Introduction:
During the week of August 21, 2023, a subset of our customers across the US region had experienced intermittent difficulty accessing their instances. We’ve traced the root cause to the rollout of our new Identity & Access Management (IAM) service and a following data migration between IAM platforms.
Issue Summary:
Impact: A subset of customer instances were experiencing errors upon login.
Affected Regions: US
Root Cause:
Our in-depth review revealed that the SCIM services were experiencing a larger load than was previously observed. Our DevOps teams opened a case with AWS to initiate assistance in addressing the manner in which our database was processing a higher than normal connection rate. In working with AWS, guidance was provided to release the locks, which resolved the issue. Services were restored around 8:25 AM MDT on August 22, 2023, with the exception of SCIM, which was brought online approximately at 9:00 AM MDT. We continued to see this behavior intermittently occur several times over the next week.
Solution and Mitigation:
The scenarios realized during these outages have been added as additional test cases to our testing scenarios which are used to validate ongoing changes, as well as detect regressions over time.

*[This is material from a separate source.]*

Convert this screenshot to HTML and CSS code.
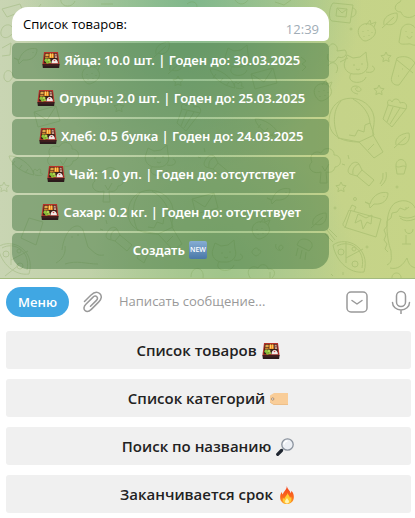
FILE: index.html
```html
<!DOCTYPE html>
<html lang="ru">
<head>
<meta charset="utf-8">
<meta name="viewport" content="width=device-width, initial-scale=1">
<title>Список товаров</title>
<link rel="stylesheet" href="styles.css">
</head>
<body>
<svg class="sprite" aria-hidden="true">
  <defs>
    <linearGradient id="blue" x1="0" y1="0" x2="0" y2="1"><stop offset="0" stop-color="#86add3"/><stop offset="1" stop-color="#4a78a8"/></linearGradient>
    <linearGradient id="flame" x1="0" y1="0" x2="0" y2="1"><stop offset="0" stop-color="#f4431f"/><stop offset=".6" stop-color="#fb6a1c"/><stop offset="1" stop-color="#fda32a"/></linearGradient>
  </defs>
  <symbol id="bento" viewBox="0 0 18 18">
    <path d="M2 1h14l1.600 12.500H.4z" fill="#b8322a"/>
    <path d="M.4 13h17.200l-.5 4H.9z" fill="#2b1a1b"/>
    <path d="M2.900 2.200h12.200l1.200 10H1.700z" fill="#3a2018"/>
    <path d="M3.500 2.800h3.200v2.200H3.300z" fill="#e3a94c"/><path d="M3.200 5.400h3.400v2H3z" fill="#cf8430"/>
    <path d="M7.200 2.600h4.600v4.400H7.200z" fill="#f08c22"/><path d="M8 2.600h1v4H8zM10.200 2.600h.8v4h-.8z" fill="#ffd26a"/>
    <path d="M12.600 2.800h2l.6 4.200h-2.400z" fill="#c9a08c"/><path d="M12.600 4.400h2.400v.8h-2.400z" fill="#7d4640"/>
    <circle cx="4.200" cy="9.300" r="1.700" fill="#8fc63b"/><circle cx="7" cy="9" r="1.500" fill="#b4d84f"/><circle cx="5.500" cy="11.200" r="1.500" fill="#86ba36"/><circle cx="8" cy="11.200" r="1.100" fill="#a6cf49"/>
    <path d="M9.500 12.200c0-2.200 1-4.200 3.100-4.200s3.200 2 3.400 4.200z" fill="#f2e9e5"/><circle cx="12.500" cy="9.500" r=".8" fill="#d3474b"/>
    <path d="M1.200 14h15.600" stroke="#6e2526" stroke-width=".6"/>
  </symbol>
  <symbol id="tag" viewBox="0 0 18 18">
    <path d="M4 3h14v12H4L0 12.500v-7z" fill="#f9cd98"/><path d="M0 12l4 2.400h14v.6H4L0 12.500z" fill="#e3b27a"/>
    <circle cx="2.700" cy="9" r="1.200" fill="#eee" stroke="#a07c5b" stroke-width=".8"/>
  </symbol>
  <symbol id="search" viewBox="0 0 18 18">
    <path d="M7.300 10.700l-2.600 2.600" stroke="#9aa3ad" stroke-width="1.600"/>
    <path d="M5.500 12.500L1.700 16.300" stroke="#1f2630" stroke-width="3.200" stroke-linecap="round"/>
    <circle cx="11.500" cy="6.500" r="5.700" fill="#eceff4" stroke="#8b939e" stroke-width="1.300"/>
    <path d="M8 6.500a3.500 3.500 0 013.500-3.500" stroke="#fff" stroke-width="1.400" fill="none"/>
  </symbol>
  <symbol id="fire" viewBox="0 0 18 18">
    <path d="M8.800 0c.4 3 3.200 4.300 3.900 7.200.5-.7.7-1.400.6-2.400 2 1.800 2.800 4.500 2.500 7.200-.4 3.500-3.200 6-6.800 6s-6.500-2.300-6.800-5.800C2 9.500 2.700 7.300 3.800 6c.1 1.100.4 1.900 1 2.500C5.300 5.500 9 3.800 8.800 0z" fill="url(#flame)"/>
    <path d="M9.500 6.700c.2 2 2.200 3.200 2.500 5.200.5-.4.800-.9 1-1.500 1.500 3.600-.5 7.200-4 7.200-3.300 0-5-2.800-4-5.800.4.700.8 1.100 1.400 1.400C6.500 10.500 9.500 9.600 9.500 6.700z" fill="#ffcb35"/>
    <path d="M9 11.800c.2 1.600 2 2.200 2 3.800 0 1.200-.8 2-2 2s-2-.9-2-2c0-1.500 1.600-2.200 2-3.800z" fill="#fff3b5"/>
  </symbol>
</svg>

<main class="app">
  <section class="chat">
    <svg class="wallpaper" viewBox="0 0 415 279" preserveAspectRatio="xMaxYMin slice" aria-hidden="true">
      <defs>
        <path id="star" d="M0-5l1.500 3.200 3.500.5-2.500 2.500.6 3.500L0 3l-3.100 1.700.6-3.500L-5-1.300l3.500-.5z"/>
        <g id="berry"><path d="M-8-4c-3 6 3 13 6 13s13-5 10-12-13-7-16-1zM-1-7l4-5 1 4 5-2-2 5"/><path d="M-4-1v1M1-2v1M5 0v1M-3 4v1M2 3v1"/></g>
        <g id="pizza"><path d="M-17-5c14-10 38 3 31 27-14 2-28-10-31-27zM-13-4c12-7 29 3 25 22M-4-8v21M-4 8l17-9"/><circle cx="-9" cy="2" r="3"/><circle cx="4" cy="-1" r="2"/><circle cx="5" cy="14" r="3"/></g>
        <g id="cat"><path d="M-15-10l6 3 7-1 6-5 1 9c3 8-3 14-11 13-8 1-14-6-11-13zM-9 0h2M-1-1h2M-6 4l2 1 2-1M-11 9c-6 9 12 12 15 3M4 7c8 2 11-4 6-6"/></g>
        <g id="envelope"><path d="M-13-6l22-6 4 15-22 6zM-13-6l13 8 9-14"/></g>
        <path id="balloon" d="M-22-8c2-30 41-27 45-3 1 7-2 14-1 18l10 17-9 6-15-16c-14 0-30-4-30-22zM-13 10L8 14l15-7-4-12-5 2-1 7-6-2-3 6-6-1M-10-27c-9 10-8 26-2 38M2-29c12 7 17 17 17 25M17 22l6-6"/>
        <path id="carrot" d="M-15-9c8-1 23 8 25 19-11-2-23-10-25-19zm6 5l-3 4M-2 0l-3 4M4 4L1 8M10 9c-2-5 2-6 3-3 3-4 5-1 3 2 4 0 4 4-5 2"/>
        <path id="popcorn" d="M-8-7l18 4L-4 15l-9-8zM-8-7c-2-6 3-6 4-3 2-5 8-3 8 1 5-2 8 2 6 6M-3-5l-6 15M4-4L-6 12"/>
        <path id="tree" d="M-4 18l1-11c-9 3-15-5-9-10-4-8 4-12 9-9 4-8 14-4 13 2 8 0 9 11 1 12-1 5-5 6-9 5l1 11zM-2 1l3 5 4-7"/>
        <path id="leaf" d="M-6 5C-8-3 1-7 7-7c2 8-4 14-11 11m-4 4L4-3"/>
        <path id="torch" d="M-12-9c2-4 7-5 9-2l3 6 12 10-5 6L-5 1l-7-2c-3-2-2-5 0-8zm9-2c-4 1-7 5-6 10M0-5l-5 6M-20-11l3 1M-14-20l1 4"/>
        <path id="fish" d="M-10 5c3-10 12-13 18-11 0 7-5 12-14 11l-4 4-1-4-4-2zM4-3v1"/>
      </defs>
      <g class="doodles">
        <path d="M333 3l20 2-3 18-18-2c-4-1-3-14 1-18zM337 8l10 1-1 8-10-1zM337 8l5 5 5-4M352 8c6 0 5 9-1 9M400 2c4-9 16-8 18 1 4 15-14 19-17 9-8 0-7-8-1-10z"/>
        <use href="#berry" x="367" y="32"/><use href="#leaf" x="390" y="20"/>
        <path d="M401 30c3-9 14-7 16 2v13c-5 1-6-2-9-1-3 0-8 1-9-2zM406 31v1M412 32v1M407 36c1 3 4 3 5 0"/>
        <path d="M329 47c3-7 10-1 8 4l8-1c4 5-2 9-7 7-4 9-13 5-10-3M328 66c5-8 13 0 8 7M340 62l8-4"/>
        <use href="#cat" x="362" y="65"/><use href="#star" x="386" y="57"/><use href="#star" x="379" y="90"/>
        <path d="M358 94c-8-1-9-8-2-8 7 1 6 7 1 5-3-2-1-4 1-3M392 76l5-18c7-3 14-1 18 5l-16 22c-6 1-9-4-7-9zM397 60l16 13M402 69h1M398 76h1"/>
        <use href="#balloon" x="351" y="128"/><use href="#popcorn" x="396" y="112"/>
        <use href="#torch" x="362" y="175"/><use href="#star" x="341" y="187"/><use href="#leaf" x="402" y="140"/>
        <path d="M396 167c-1-10 11-10 10 0l-2 7h-7zM396 166c3 3 7-2 10 1M386 172q2 8-5 14M383 173q1 6-3 11"/>
        <use href="#fish" x="380" y="199"/>
        <path d="M349 210l32 9-5 18-29-9c-4-1-5-4-3-6zM351 210l-6 18M358 214l-3 9 6-3 2 9 4-7 4 2 1-9-6 3zM350 209l2-4 4 2-2 4"/>
        <path d="M387 265c6-3 4-8 4-14-5-14-7-40 4-48 11-6 19 1 20 5M390 268c8 2 13-3 17-10 2 8 5 9 9 10M388 252l-3-3 2-5-3-4 2-5-2-5 3-4 0-5 4-3 1-5 5-1 3-4 5 2 4-3M406 207v2M399 216q8 4 16 0M400 218q6 5 15 1M405 229c0 6 8 6 8 0M406 235v9M402 244h9"/>
        <use href="#pizza" x="350" y="250"/><use href="#tree" x="324" y="165"/>
        <circle cx="351" cy="29" r="1"/><circle cx="355" cy="199" r="1.500"/><circle cx="367" cy="247" r="1"/><circle cx="397" cy="187" r="1"/><circle cx="335" cy="208" r="1"/>
        <path d="M327 230l8 10M325 234l8 8M329 229l8 8M392 279c-1-8 10-8 9 0M333 276l-2-2M343 275v-3"/>
        <path d="M2 9l18-5 3 7-16 6zM41 4c-6 7-4 13 2 16M61-2c-2 9 11 11 14 3M101 4h12M187 4c7-6 14 2 7 7M235 0c4 6 11 5 14-2M275 2l9 3 7-5M3 27c8-7 14 5 8 8-6 6-14 1-8-8zM2 48l9-5-1 12-8 1M4 78c-1-9 8-10 9-2-2 6-7 8-9 2z"/>
        <use href="#envelope" x="264" y="80"/><use href="#carrot" x="225" y="78"/><use href="#berry" x="323" y="92"/>
        <use href="#cat" x="243" y="58"/><use href="#tree" x="107" y="184"/><use href="#popcorn" x="190" y="116"/>
        <use href="#leaf" x="162" y="49"/><use href="#envelope" x="47" y="118"/><use href="#carrot" x="24" y="165"/>
        <use href="#star" x="4" y="187"/><use href="#pizza" x="15" y="252"/><use href="#fish" x="29" y="55"/>
        <use href="#berry" x="91" y="75"/><use href="#star" x="178" y="81"/><use href="#cat" x="163" y="158"/>
        <use href="#balloon" x="150" y="220"/><use href="#torch" x="120" y="240"/><use href="#fish" x="282" y="195"/>
        <use href="#berry" x="261" y="230"/><use href="#leaf" x="319" y="220"/><use href="#cat" x="230" y="253"/>
        <path d="M298 243c2-7 16-4 14 4l-3 4-12-6zM298 248l-2 8M302 250l-2 9M306 252l-1 8M253 250c3-4 6-1 5 0 4-1 4 4-2 6-4-2-5-4-3-6zM281 251c-6-4 2-9 2-3-3 5-9 1-7-4M62 250c3-23 16-29 21-20l5 17c8 7 9 9 16 8M56 263c7-4 10-10 9-17M65 264c12-4 21 0 33 0M72 236v2M78 234v2M301 57l5 4-4 3 4 3-4 4"/>
        <path d="M251 279c-7-9 1-15 7-11 3-6 10-3 10 1 7-1 9 5 3 10M270 272v7M191 277c0-12 14-11 12 1M5 276l14-11M137 258l5-9 6 5-4 9zM21 238l8-20 14 4-7 23z"/>
        <use href="#tree" x="62" y="159"/><use href="#envelope" x="205" y="205"/><use href="#carrot" x="270" y="128"/>
        <use href="#torch" x="218" y="168"/><use href="#star" x="119" y="107"/><use href="#leaf" x="176" y="66"/>
      </g>
    </svg>
    <article class="message">
      <div class="bubble">
        <p class="message-text">Список товаров:</p>
        <time class="message-time">12:39</time>
      </div>
      <div class="inline-keyboard">
        <button class="inline-button" type="button"><svg class="emoji" aria-hidden="true"><use href="#bento"/></svg> Яйца: 10.0 шт. | Годен до: 30.03.2025</button>
        <button class="inline-button" type="button"><svg class="emoji" aria-hidden="true"><use href="#bento"/></svg> Огурцы: 2.0 шт. | Годен до: 25.03.2025</button>
        <button class="inline-button" type="button"><svg class="emoji" aria-hidden="true"><use href="#bento"/></svg> Хлеб: 0.5 булка | Годен до: 24.03.2025</button>
        <button class="inline-button" type="button"><svg class="emoji" aria-hidden="true"><use href="#bento"/></svg> Чай: 1.0 уп. | Годен до: отсутствует</button>
        <button class="inline-button" type="button"><svg class="emoji" aria-hidden="true"><use href="#bento"/></svg> Сахар: 0.2 кг. | Годен до: отсутствует</button>
        <button class="inline-button" type="button">Создать <svg class="emoji" viewBox="0 0 18 18" aria-hidden="true"><rect width="18" height="18" rx="2" fill="url(#blue)"/><text x="9" y="11" class="new-label" text-anchor="middle">NEW</text></svg></button>
      </div>
    </article>
  </section>

  <form class="composer">
    <button class="menu-button" type="button">Меню</button>
    <button class="icon-button attach" type="button" aria-label="Прикрепить файл">
      <svg class="icon" viewBox="0 0 24 24"><path d="M3.500 11.500l6.300-6.300c3.500-3.500 6.500-3.800 8.900-1.700 2.400 2.300 2.100 5.400-.9 8.400l-7.500 7.500c-2.300 2.300-4.700 2.700-6.300 1.100s-1.300-4 .9-6.200l6.900-6.900c1.500-1.500 3-1.700 4-.7s.8 2.500-.6 3.900l-5.700 5.700"/></svg>
    </button>
    <input class="message-input" type="text" placeholder="Написать сообщение..." aria-label="Написать сообщение">
    <button class="icon-button keyboard-toggle" type="button" aria-label="Скрыть клавиатуру">
      <svg class="icon" viewBox="0 0 24 24"><rect x="2" y="2" width="20" height="20" rx="4"/><path d="M7 10.500l5 3.500 5-3.500"/></svg>
    </button>
    <button class="icon-button" type="button" aria-label="Голосовое сообщение">
      <svg class="icon" viewBox="0 0 24 24"><rect x="7.500" y="1.500" width="9" height="15" rx="4.500"/><path d="M3.500 12.500a8.500 7.500 0 0017 0M12 20v4"/></svg>
    </button>
  </form>

  <nav class="reply-keyboard">
    <button class="reply-button" type="button">Список товаров <svg class="emoji" aria-hidden="true"><use href="#bento"/></svg></button>
    <button class="reply-button" type="button">Список категорий <svg class="emoji" aria-hidden="true"><use href="#tag"/></svg></button>
    <button class="reply-button" type="button">Поиск по названию <svg class="emoji" aria-hidden="true"><use href="#search"/></svg></button>
    <button class="reply-button" type="button">Заканчивается срок <svg class="emoji" aria-hidden="true"><use href="#fire"/></svg></button>
  </nav>
</main>
</body>
</html>
```
FILE: styles.css
```css
* {
  box-sizing: border-box;
}

body {
  margin: 0;
  background: #fff;
  font: 13px/18px "Open Sans", "Noto Sans", sans-serif;
  color: #000;
}

button,
input {
  margin: 0;
  padding: 0;
  border: 0;
  background: none;
  font: inherit;
  color: inherit;
}

.sprite {
  position: absolute;
  width: 0;
  height: 0;
}

.new-label {
  font: 600 7px "Open Sans", sans-serif;
  fill: #fff;
}

.chat {
  position: relative;
  overflow: hidden;
  padding: 7px 86px 9px 12px;
  border-bottom: 1px solid #a3ba7d;
  background:
    radial-gradient(circle at 46% 0, #80b78b 0, rgba(128, 183, 139, 0) 48%),
    radial-gradient(ellipse at 54% 100%, #a1c58b 0, rgba(161, 197, 139, 0) 42%),
    linear-gradient(90deg, #c9d5b3 0, #b5cd9c 45%, #c5d389 82%, #c6d487 100%);
}

.wallpaper {
  position: absolute;
  inset: 0;
  width: 100%;
  height: 100%;
}

.doodles {
  fill: none;
  stroke: #6c943d;
  stroke-width: 1;
  stroke-linejoin: round;
  opacity: 0.23;
}

.message {
  position: relative;
  display: grid;
  gap: 2px;
}

.bubble {
  display: flex;
  justify-content: space-between;
  height: 34px;
  padding: 8px 10px 4px 11px;
  border-radius: 16px 16px 5px 5px;
  background: #fff;
}

.message-text {
  margin: 0;
}

.message-time {
  align-self: flex-end;
  color: #a0acb6;
  line-height: 16px;
}

.inline-keyboard {
  display: grid;
  gap: 2px;
}

.inline-button {
  height: 36px;
  padding-bottom: 2px;
  border-radius: 5px;
  background: rgba(58, 110, 58, 0.45);
  color: #fff;
  font-family: "Noto Sans", "Open Sans", sans-serif;
  font-weight: 600;
}

.inline-button:last-child {
  border-radius: 5px 5px 16px 16px;
}

.emoji {
  width: 18px;
  height: 18px;
  margin: 0 1px;
  vertical-align: -4px;
}

.composer {
  display: flex;
  align-items: center;
  height: 46px;
  padding: 0 2px 0 6px;
}

.menu-button {
  width: 63px;
  height: 30px;
  border-radius: 15px;
  background: #40a7e3;
  color: #fff;
  font-weight: 600;
}

.icon-button {
  width: 24px;
  height: 24px;
  flex: none;
}

.attach {
  margin-left: 12px;
}

.keyboard-toggle {
  margin-right: 20px;
}

.icon {
  display: block;
  width: 24px;
  height: 24px;
  fill: none;
  stroke: #999;
  stroke-width: 1.5px;
  stroke-linecap: round;
  stroke-linejoin: round;
}

.message-input {
  flex: 1;
  min-width: 0;
  margin-left: 14px;
  padding-bottom: 2px;
  outline: 0;
}

.message-input::placeholder {
  color: #999;
  opacity: 1;
}

.reply-keyboard {
  display: grid;
  gap: 10px;
  padding: 6px 4px 5px 6px;
}

.reply-button {
  height: 38px;
  border-radius: 3px;
  background: #f0f0f0;
  color: #222;
  font-size: 15px;
  font-weight: 600;
}
```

The Engineering and DevOps teams have implemented optimization steps to mitigate the locking issues when higher than expected loads of SCIM activity affect the Service. These optimizations were deployed to production on 08/31/2023
Conclusion:
This issue has been resolved. We have implemented mitigating measures to prevent recurrence. Additional environmental monitoring has been incorporated within our internal processes. In the event of any recurrence, we will proactively announce on our Service Status page.